ONE
OK. DON’T PANIC. Everything’s going to be fine. Of course it is.
Of course it is.
“If you could lift up your top, Mrs. Brandon?” The sonographer has a pleasant, professional air as she looks down at me. “I need to apply some jelly to your abdomen before we start the scan.”
“Absolutely!” I say without moving a muscle. “The thing is, I’m just a teeny bit…nervous.”
I’m lying on a bed at the Chelsea and Westminster hospital, tense with anticipation. Any minute now, Luke and I will see our baby on the screen for the first time since it was just a teeny blob. I still can’t quite believe it. In fact, I still haven’t quite got over the fact that I’m pregnant. In nineteen weeks’ time I, Becky Brandon, née Bloomwood…am going to be a mother. A mother!
Luke’s my husband, by the way. We’ve been married for just over a year and this is a one hundred percent genuine honeymoon baby! We traveled loads on our honeymoon, but I’ve pretty much worked out that we conceived it when we were staying in this gorgeous resort in Sri Lanka, called Unawatuna, all orchids and bamboo trees and beautiful views.
Unawatuna Brandon.
Miss Unawatuna Orchid Bamboo-tree Brandon.
Hmm. I’m not sure what Mum would say.
“My wife had a slight accident in the early stages of pregnancy,” Luke explains from his seat beside the bed. “So she’s a little anxious.”
He squeezes my hand supportively, and I squeeze back. In my pregnancy book, Nine Months of Your Life, it says you should include your partner in all aspects of your pregnancy, otherwise he can feel hurt and alienated. So I’m including Luke as much as I possibly can. Like, last night I included him in watching my new DVD, Toned Arms in Pregnancy. He suddenly remembered in the middle that he had to make a business call, and missed quite a lot — but the point is, he doesn’t feel shut out.
“You had an accident?” The sonographer pauses in her tapping at the computer.
“I fell off this mountain when I was looking for my long-lost sister in a storm,” I explain. “I didn’t know I was pregnant at the time. And I think maybe I bashed the baby.”
“I see.” The sonographer looks at me kindly. She has graying brown hair tied back in a knot, with a pencil stuck into it. “Well, babies are resilient little things. Let’s just have a look, shall we?”
Here it is. The moment I’ve been obsessing over for weeks. Gingerly I lift up my top and look down at my swelling stomach.
“If you could just push all your necklaces aside?” she adds. “That’s quite a collection you have there!”
“They’re special pendants.” I loop them together with a jangle. “This one is an Aztec maternity symbol, and this is a gestation crystal…and this is a chiming ball to soothe the baby…and this is a birthing stone.”
“A birthing stone?”
“You press it on a special spot on your palm, and it takes away the pain of labor,” I explain. “It’s been used since ancient Maori times.”
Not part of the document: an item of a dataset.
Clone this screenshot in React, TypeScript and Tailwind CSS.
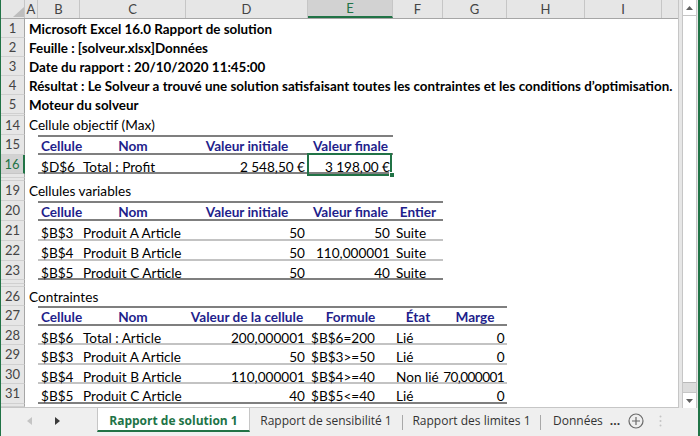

“Mm-hmm.” The sonographer raises an eyebrow and squeezes some transparent gloop on my stomach. Frowning slightly, she applies the ultrasound probe thing to my skin, and instantly a fuzzy black-and-white image appears on the screen.
I can’t breathe.
That’s our baby. Inside me. I dart a look at Luke, and he’s gazing at the screen, transfixed.
“There are the four chambers of the heart….” The sonographer is moving the probe around. “Now we’re looking at the shoulders….” She points to the screen and I squint obediently, even though, to be honest, I can’t see any shoulders, only blurry curves.
“There’s an arm…one hand…” Her voice trails off and she frowns.
There’s silence in the little room. I feel a sudden grip of fear. That’s why she’s frowning. The baby’s only got one hand. I knew it.
A wave of overpowering love and protectiveness rises up inside me. Tears are welling in my eyes. I don’t care if our baby’s only got one hand. I’ll love it just as much. I’ll love it more. Luke and I will take it anywhere in the world for the best treatment, and we’ll fund research, and if anyone even dares give my baby a look—
“And the other hand…” The sonographer’s voice interrupts my thoughts.
“Other hand?” I look up, choked. “It’s got two hands?”
“Well…yes.” The sonographer seems taken aback at my reaction. “Look, you can see them here.” She points at the image, and to my amazement I can just about make out the little bony fingers. Ten of them.